Even as our country experiences social injustice on a scale not seen in decades, we still provide care without judgement to all of our patients. Nurses are over-spent, overwhelmed, exhausted and morally injured, frustrated that we can’t provide the care we’ve been trained for—yet we keep going. We recognize our calling is to care for those in need; to be champions for those whose voices are silenced or muted, and to use science to inform our decision-making, while fighting our own fears and acting as the bedrock of healthcare.
How have we accomplished so much in such a challenging year as 2020? When I look back in history to learn lessons from the past, it’s clear that Florence Nightingale also fought many overwhelming challenges throughout her life and career as a nurse. In her own words, “I attribute my success to this – I never gave or took an excuse
.” How true these words ring today. As nurses we don’t ever make excuses or take them from others. We simply rise to the occasion, no matter what, and get the job done. After all, the job is about caring for people.
We recognize that healthcare as a profession, needs to change and adapt to the consequences we’ve experienced this last year. We simply weren’t ready for pandemic. But we worked to cross-train and upskill nurses and other staff quickly to care for patients with COVID-19. In doing so, we brought care delivery systems from years past into the future, by creating an interdisciplinary care team model and shifting how we educate practicing and student nurses, to optimize a practice-ready workforce. And through our own ingenuity, innovation and creativity, we embraced change, and viewed it as merely another challenge to overcome, not an insurmountable obstacle.

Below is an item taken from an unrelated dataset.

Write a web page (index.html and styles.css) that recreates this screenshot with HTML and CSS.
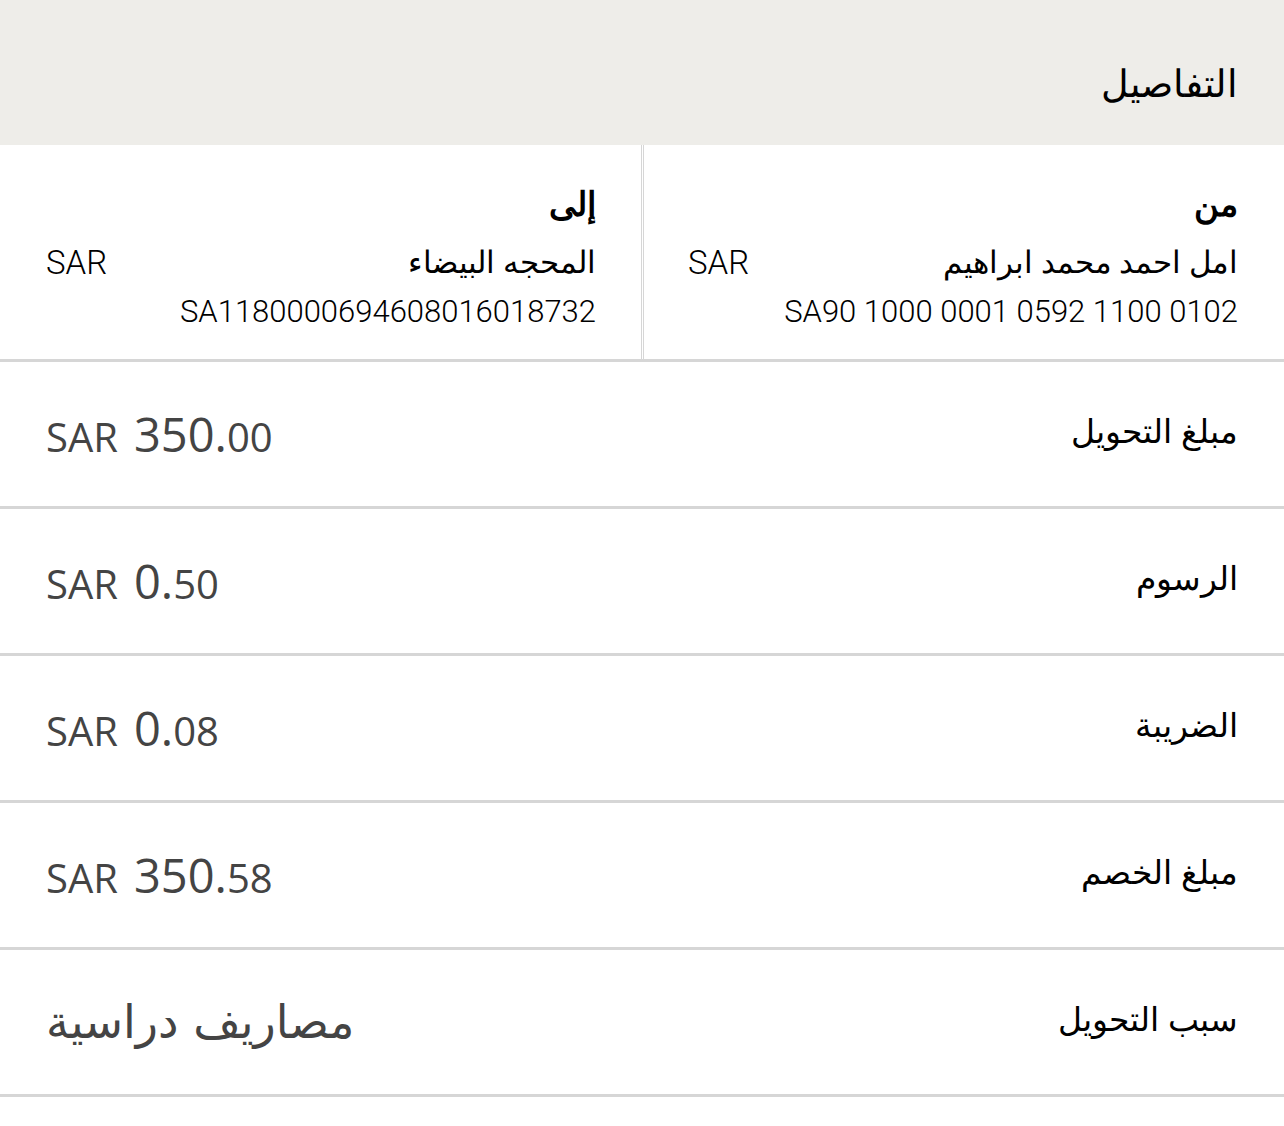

Throughout this past year, we rediscovered our voice as nurses too. It’s a voice that not only speaks for those in need, but as leadership in healthcare, and one that can transform care delivery, with the insurance that every individual will have access to the best evidence-based, quality care. We’ve looked fear full in the face and said, “we will not be daunted.” As nurses, we represent quality care and are a vital part of the leadership team that transforms healthcare into the future.
As a nurse, I honor your dedication to those in need, this month and every month, and am humbled to be your colleague. Together, we can and will create a vision for healthcare’s future because “we never took or gave an excuse.” We simply just do what needs to be done for the good of all. We are nurses, after all.